They arrived by carriage, by train, by boat, and by ship, some from neighboring cities, some from neighboring countries, some from realms further East, and some from across the Atlantic.
They assembled the morning of Monday, 14 December 1874, in the music hall of the University of Bonn, in the province of Westphalia, Kingdom of Prussia, which, since Prussia’s defeat of France in the Franco-Prussian War of 1871, constituted the dominant state in the newly formed Deutsches Reich or German Empire.
All were men. Most were middle-aged or older. They hailed from Denmark, England, France, Greece, the Netherlands, North America, Russia, and Switzerland. None hailed from Roman Catholic Italy or Spain. Most were bilingual, some tri- or quadrilingual. A few worked comfortably in five or more languages.
They were, to a person, devout Christians, understanding their lives as lives in service to Christ, his kingdom, and his church. They insisted repeatedly that they did not at this gathering represent in any official capacity any particular Christian denomination or confession. Yet they each considered themselves faithful members of particular denominations, confessions, or churches, even though they could not agree on what, exactly, the term “church” meant.
Most belonged to one of three Christian confessions, none in communion with the other: Eastern Orthodox Christianity (visitors from Russia and Greece), Anglicanism (members of the Church of England and the Protestant Episcopal Church in the United States), and “Old Catholicism,” (former Roman Catholics, concentrated mostly in Germany and Switzerland, who had recently left, voluntarily or involuntarily, the church of Rome). A few members from other Protestant confessions attended as well.
They arrived at the invitation of Ignaz von Döllinger, a professor in the theological faculty at the University of Munich. To his contemporary admirers, Döllinger was “venerable,” “the most learned theologian of Catholic Germany,” “one of the greatest masters of history,” “one of the greatest living Catholic divines,” “the greatest Catholic theologian and the most learned Church historian in Germany during the present century,” “a marvel of intellectual precocity,” “a receptive genius in the highest sense of the phrase,” and the “greatest Catholic theologian of this or perhaps of any century.” The Episcopal bishop of Pittsburg gushed that “Dr. Döllinger impresses me more profoundly than any man I ever met—by his intellect so strong, clear and forcible; his learning—vast, accurate, ever ready for use; his accurate acquaintance with the great present as well as the great past of the Church of Christ.” The Church of England’s bishop of Winchester deemed him “the most eminent divine on the continent.” To later historians he was “Germany’s most internationally celebrated theologian” and “the first theologian of the day.” Even his opponents in the Roman Catholic Church, a church that had excommunicated him three years earlier, recognized his brilliance. A biting attack in the English Roman Catholic press conceded that Döllinger was “erudite.” The Catholic Encyclopedia—the monumental 1909 compilation of Roman Catholic orthodoxy—acknowledged his “profound learning and brilliant diction.”

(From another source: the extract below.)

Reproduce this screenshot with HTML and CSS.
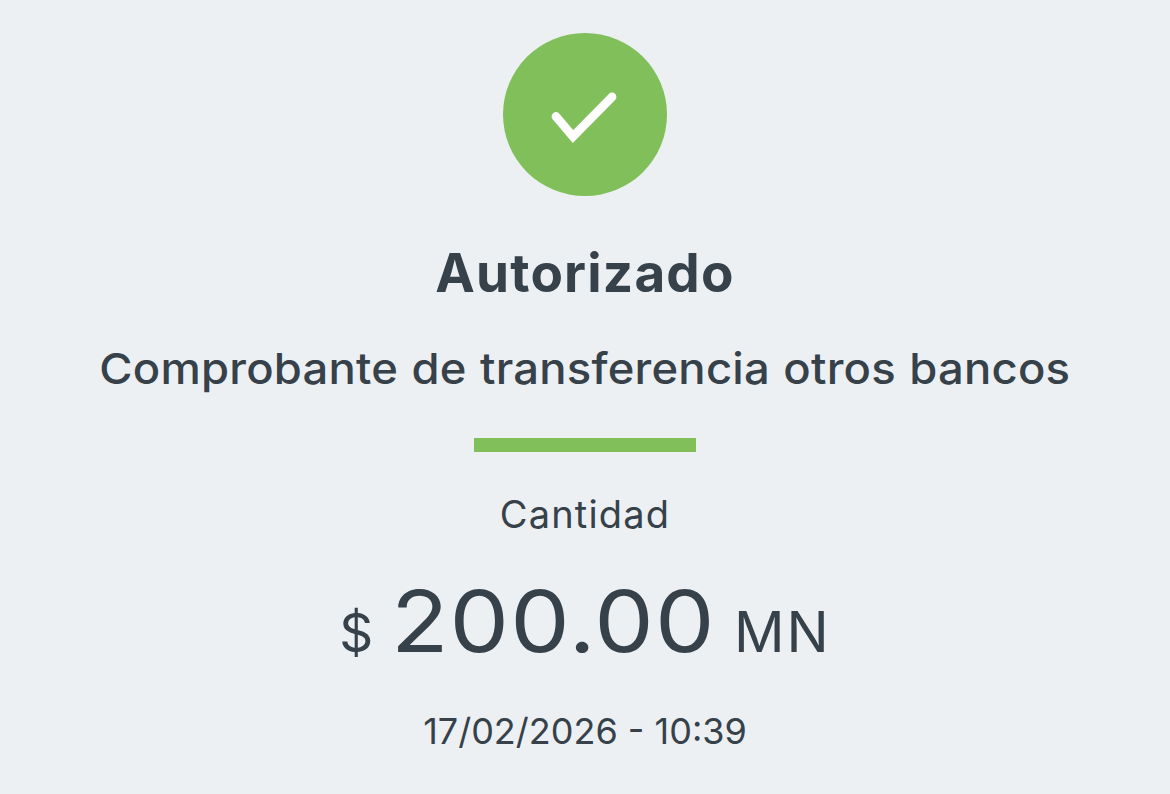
FILE: index.html
```html
<!DOCTYPE html>
<html lang="es">
<head>
  <meta charset="UTF-8">
  <title>Comprobante de transferencia</title>
  <link rel="stylesheet" href="styles.css">
</head>
<body>
  <main class="comprobante">
    <svg class="icono" viewBox="0 0 164 163">
      <ellipse cx="82" cy="81.500" rx="82" ry="81.500" fill="#81bf5b"/>
      <path d="M53 83.500L70 103.500L109 64" fill="none" stroke="#fff" stroke-width="8.800" stroke-linecap="round"/>
    </svg>
    <h1 class="estado">Autorizado</h1>
    <h2 class="titulo">Comprobante de transferencia otros bancos</h2>
    <div class="separador"></div>
    <p class="etiqueta">Cantidad</p>
    <p class="monto"><span class="signo">$</span><span class="valor">200.00</span><span class="moneda">MN</span></p>
    <p class="fecha">17/02/2026 - 10:39</p>
  </main>
</body>
</html>
```
FILE: styles.css
```css
body {
  margin: 0;
  background: #ecf0f3;
  color: #36414a;
  font-family: Inter, "Open Sans", sans-serif;
}
.comprobante {
  display: flex;
  flex-direction: column;
  align-items: center;
  box-sizing: border-box;
  height: 794px;
  padding-top: 33px;
  white-space: nowrap;
}
.comprobante > * {
  flex-shrink: 0;
}
.icono {
  width: 164px;
  height: 163px;
}
.estado {
  margin: 42px 0 0;
  font-size: 53px;
  line-height: 70px;
  font-weight: 700;
  letter-spacing: 1.2px;
}
.titulo {
  margin: 30px 0 0;
  font-size: 43px;
  line-height: 60px;
  font-weight: 500;
  letter-spacing: 0.2px;
  word-spacing: 1px;
  transform: scaleX(1.056);
}
.separador {
  width: 222px;
  height: 14px;
  margin-top: 40px;
  background: #81bf5b;
}
.etiqueta {
  margin: 37px 0 0;
  font-size: 38px;
  line-height: 50px;
  font-weight: 400;
  letter-spacing: 1.2px;
}
.monto {
  display: flex;
  align-items: baseline;
  margin: 33px 0 0;
  line-height: 100px;
  font-weight: 400;
}
.signo {
  font-size: 53px;
}
.valor {
  margin: 0 34px;
  font-size: 85px;
  letter-spacing: 1px;
  transform: scaleX(1.11);
}
.moneda {
  font-size: 56px;
  letter-spacing: 2px;
}
.fecha {
  margin: 23px 0 0;
  font-size: 36px;
  line-height: 50px;
  font-weight: 400;
}
```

But to Pope Pius IX, head of the Roman Catholic Church and claimant to the titles “supreme pontiff of the Universal Church” and “vicar of Christ,” Döllinger was a heretic, an enemy of Christ’s one and only church.
And for Döllinger, the papacy was an enemy of Christendom. Popes through the centuries had made claims, he insisted, no human could rightly make. Popes unilaterally formulated doctrine no right-thinker could formulate. Popes had sown discord and death through their support of the crusades. The papacy had “kidnapped” Christians in the borderlands between Eastern Europe and Western Russia, cajoling and bullying them into submission. The papacy demanded submission from Eastern Christians absent any basis for such demands. It encouraged Jesuits to persecute Poles. It bore responsibility for witch trials and the horrors of the Spanish and Italian inquisitions, what Döllinger termed “a pure … product of papal teaching on faith and morals.” It advocated torture. It demanded servility. (It seems Döllinger never recovered from the humiliation of kissing Pius IX’s foot during a visit to the Vatican in 1857.) And, worst of all, the papacy intended to divide Christendom. Döllinger could not bear the thought that popes, the promoters and purveyors of the falsehoods and indignities he cataloged with relish, could be infallible.
And yet, on 18 July 1870, bishops at the First Vatican Council in Rome had declared the pope infallible. Döllinger had warned the decision was coming. He objected when it did. He wrote impassioned rebuttals. He rallied forty-four fellow professors at the University of Munich to condemn the decree. And he wrote a letter to his own bishop—the archbishop of Munich—refusing to accept it.
The archbishop of Munich, with the pope’s almost certain consent, responded by excommunicating Döllinger in April 1871. The excommunication “stung Döllinger to the quick and wounded him to his inmost soul.”